* **Task details**:
Count lines with the string "this" in them. State the number alone.

Start of Data rows

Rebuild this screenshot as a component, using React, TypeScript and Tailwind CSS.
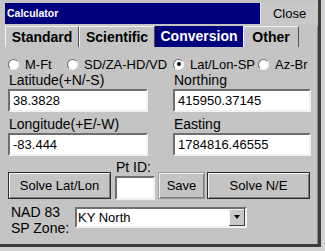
import React from 'react';

const TABS = [
  { label: 'Standard', w: 'w-[74px]' },
  { label: 'Scientific', w: 'w-[76px]' },
  { label: 'Conversion', w: 'w-[88px]', active: true },
  { label: 'Other', w: 'w-[56px]' },
];

const RADIOS = [
  { label: 'M-Ft', w: 'w-[59px]' },
  { label: 'SD/ZA-HD/VD', w: 'w-[106px]' },
  { label: 'Lat/Lon-SP', w: 'w-[85px]', checked: true },
  { label: 'Az-Br', w: 'w-[50px]' },
];

const sunken =
  'bg-white border-2 border-t-[#6f6f6f] border-l-[#6f6f6f] border-r-[#f2f2f2] border-b-[#f2f2f2]';

function Radio({ label, w, checked }: { label: string; w: string; checked?: boolean }) {
  return (
    <div className={`flex items-center ${w}`}>
      <div className="w-[11px] h-[11px] rounded-full bg-white border border-t-[#6a6a6a] border-l-[#6a6a6a] border-r-[#eeeeee] border-b-[#eeeeee] flex items-center justify-center">
        {checked && <div className="w-[4px] h-[4px] rounded-full bg-black" />}
      </div>
      <span className="ml-[6px] text-[13px] leading-[14px] mt-[2px]">{label}</span>
    </div>
  );
}

function Field({ label, value, w }: { label: string; value: string; w: string }) {
  return (
    <div className={`flex flex-col ${w}`}>
      <div className="h-[16px] leading-[16px] text-[14px] pl-[1px]">{label}</div>
      <div className={`h-[23px] mt-[1px] ${sunken} flex items-center pl-[3px] text-[13px]`}>
        {value}
      </div>
    </div>
  );
}

const btn =
  'h-[27px] bg-[#c4c4c4] border text-[13px] flex items-center justify-center shadow-[inset_1px_1px_0_#f4f4f4,inset_-1px_-1px_0_#7c7c7c]';

export default function App() {
  return (
    <div className="w-[325px] h-[251px] bg-[#d2d2d2] font-['Liberation_Sans',Arial,sans-serif] text-black overflow-hidden">
      <div className="w-[321px] h-[247px] bg-[#c4c4c4] border-r-[3px] border-b-[3px] border-[#3c3c3c] pl-[5px] pt-[3px] flex flex-col">
        {/* Title bar */}
        <div className="flex h-[21px]">
          <div className="flex-1 bg-[#00007f] text-white font-bold text-[10.5px] flex items-center pl-[2px]">
            Calculator
          </div>
          <button className="w-[58px] bg-[#c8c8c8] text-[13px] flex items-center justify-center border-l border-[#e6e6e6]">
            Close
          </button>
        </div>

        {/* Tabs */}
        <div className="flex h-[21px] mt-[2px] border-r border-[#8a8a8a]">
          {TABS.map(t => (
            <div
              key={t.label}
              className={`${t.w} h-full flex items-center justify-center font-bold text-[14px] ${
                t.active
                  ? 'bg-[#00007f] text-white'
                  : 'border-t border-l border-t-[#f2f2f2] border-l-[#f2f2f2] border-r border-r-[#505050]'
              }`}
            >
              {t.label}
            </div>
          ))}
        </div>

        {/* Body */}
        <div className="flex-1 border-r border-[#8a8a8a] pl-[3px]">
          <div className="flex h-[14px] mt-[10px]">
            {RADIOS.map(r => (
              <Radio key={r.label} {...r} />
            ))}
          </div>

          <div className="flex mt-[1px]">
            <div className="flex flex-col w-[140px]">
              <Field label="Latitude(+N/-S)" value="38.3828" w="w-[140px]" />
              <div className="mt-[4px]">
                <Field label="Longitude(+E/-W)" value="-83.444" w="w-[140px]" />
              </div>
            </div>
            <div className="flex flex-col w-[138px] ml-[25px]">
              <Field label="Northing" value="415950.37145" w="w-[138px]" />
              <div className="mt-[4px]">
                <Field label="Easting" value="1784816.46555" w="w-[138px]" />
              </div>
            </div>
          </div>

          {/* Buttons */}
          <div className="flex mt-[3px]">
            <button className={`${btn} w-[103px] mt-[13px] border-[#2c2c2c]`}>Solve Lat/Lon</button>
            <div className="flex flex-col w-[40px] ml-[4px]">
              <div className="h-[17px] leading-[16px] text-[14px] pl-[1px]">Pt ID:</div>
              <div className={`h-[24px] ${sunken}`} />
            </div>
            <button className={`${btn} w-[47px] ml-[3px] mt-[13px] border-[#9a9a9a]`}>Save</button>
            <button className={`${btn} w-[103px] ml-[2px] mt-[13px] border-[#2c2c2c]`}>Solve N/E</button>
          </div>

          {/* Zone */}
          <div className="flex mt-[4px]">
            <div className="w-[67px] pl-[3px] text-[14px] leading-[16px]">
              <div>NAD 83</div>
              <div>SP Zone:</div>
            </div>
            <div className={`w-[172px] h-[21px] mt-[3px] ${sunken} flex items-center`}>
              <span className="flex-1 pl-[1px] text-[13px]">KY North</span>
              <div className="w-[16px] h-full bg-[#c8c8c8] border-r border-b border-[#404040] shadow-[inset_1px_1px_0_#f4f4f4] flex items-center justify-center">
                <div className="w-0 h-0 border-l-[3px] border-r-[3px] border-t-[4px] border-l-transparent border-r-transparent border-t-black" />
              </div>
            </div>
          </div>
        </div>
      </div>
    </div>
  );
}
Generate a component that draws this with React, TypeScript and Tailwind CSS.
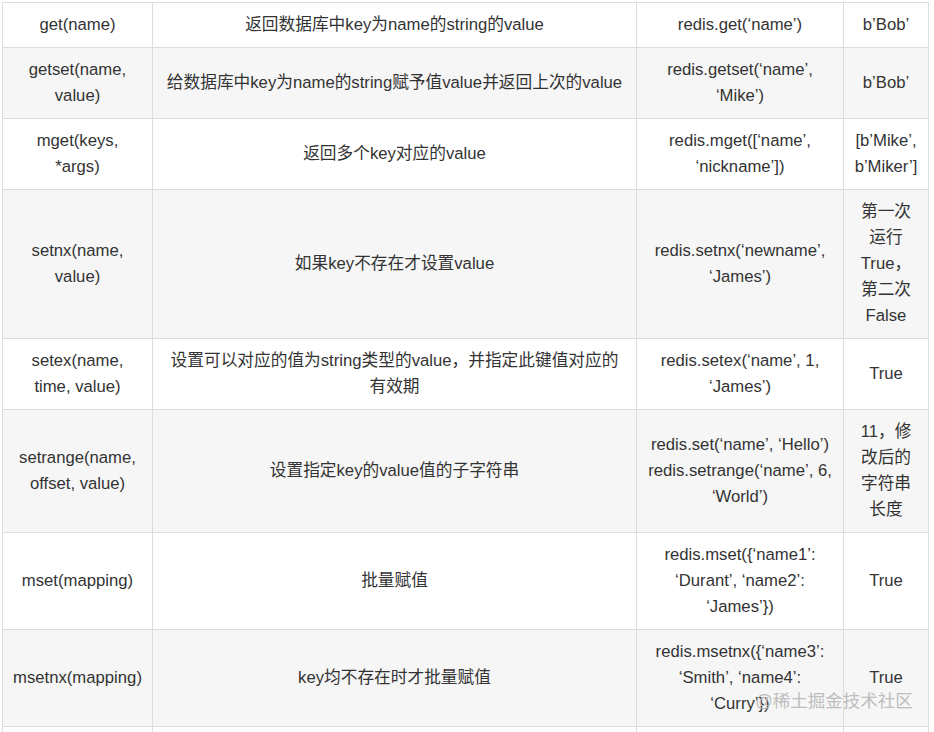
import React from "react";

type Row = { c: React.ReactNode[] };

const L = (...lines: string[]) =>
  lines.map((l, i) => (
    <React.Fragment key={i}>
      {i > 0 && <br />}
      {l}
    </React.Fragment>
  ));

const rows: Row[] = [
  { c: [L("get(name)"), L("返回数据库中key为name的string的value"), L("redis.get(‘name’)"), L("b’Bob’")] },
  { c: [L("getset(name,", "value)"), L("给数据库中key为name的string赋予值value并返回上次的value"), L("redis.getset(‘name’,", "‘Mike’)"), L("b’Bob’")] },
  { c: [L("mget(keys,", "*args)"), L("返回多个key对应的value"), L("redis.mget([‘name’,", "‘nickname’])"), L("[b’Mike’,", "b’Miker’]")] },
  { c: [L("setnx(name,", "value)"), L("如果key不存在才设置value"), L("redis.setnx(‘newname’,", "‘James’)"), L("第一次", "运行", "True，", "第二次", "False")] },
  { c: [L("setex(name,", "time, value)"), L("设置可以对应的值为string类型的value，并指定此键值对应的", "有效期"), L("redis.setex(‘name’, 1,", "‘James’)"), L("True")] },
  { c: [L("setrange(name,", "offset, value)"), L("设置指定key的value值的子字符串"), L("redis.set(‘name’, ‘Hello’)", "redis.setrange(‘name’, 6,", "‘World’)"), L("11，修", "改后的", "字符串", "长度")] },
  { c: [L("mset(mapping)"), L("批量赋值"), L("redis.mset({‘name1’:", "‘Durant’, ‘name2’:", "‘James’})"), L("True")] },
  { c: [L("msetnx(mapping)"), L("key均不存在时才批量赋值"), L("redis.msetnx({‘name3’:", "‘Smith’, ‘name4’:", "‘Curry’})"), L("True")] },
];

export default function App() {
  return (
    <div
      className="relative h-[732px] w-[934px] overflow-hidden bg-white pl-[2px] pt-[2px]"
      style={{ fontFamily: '"Liberation Sans", Arial, "Noto Sans CJK SC", sans-serif' }}
    >
      <table className="w-[926px] table-fixed border-collapse border border-[#dddddd] text-[16.7px] leading-[26px] text-[#333333]">
        <colgroup>
          <col className="w-[150px]" />
          <col className="w-[484px]" />
          <col className="w-[207px]" />
          <col className="w-[85px]" />
        </colgroup>
        <tbody>
          {rows.map((r, i) => (
            <tr key={i} className={i % 2 === 1 ? "bg-[#f6f6f6]" : "bg-white"}>
              {r.c.map((cell, j) => (
                <td
                  key={j}
                  className="border border-[#dddddd] px-[8px] py-[9px] text-center align-middle whitespace-nowrap"
                >
                  {cell}
                </td>
              ))}
            </tr>
          ))}
          <tr className="h-[45px] bg-white">
            <td className="border border-[#dddddd]" />
            <td className="border border-[#dddddd]" />
            <td className="border border-[#dddddd]" />
            <td className="border border-[#dddddd]" />
          </tr>
        </tbody>
      </table>
      <div className="pointer-events-none absolute left-[755px] top-[689px] text-[17.5px] leading-[24px] text-[#b8b8b8] opacity-90">
        @稀土掘金技术社区
      </div>
    </div>
  );
}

End of Data rows

* **Response below**:
2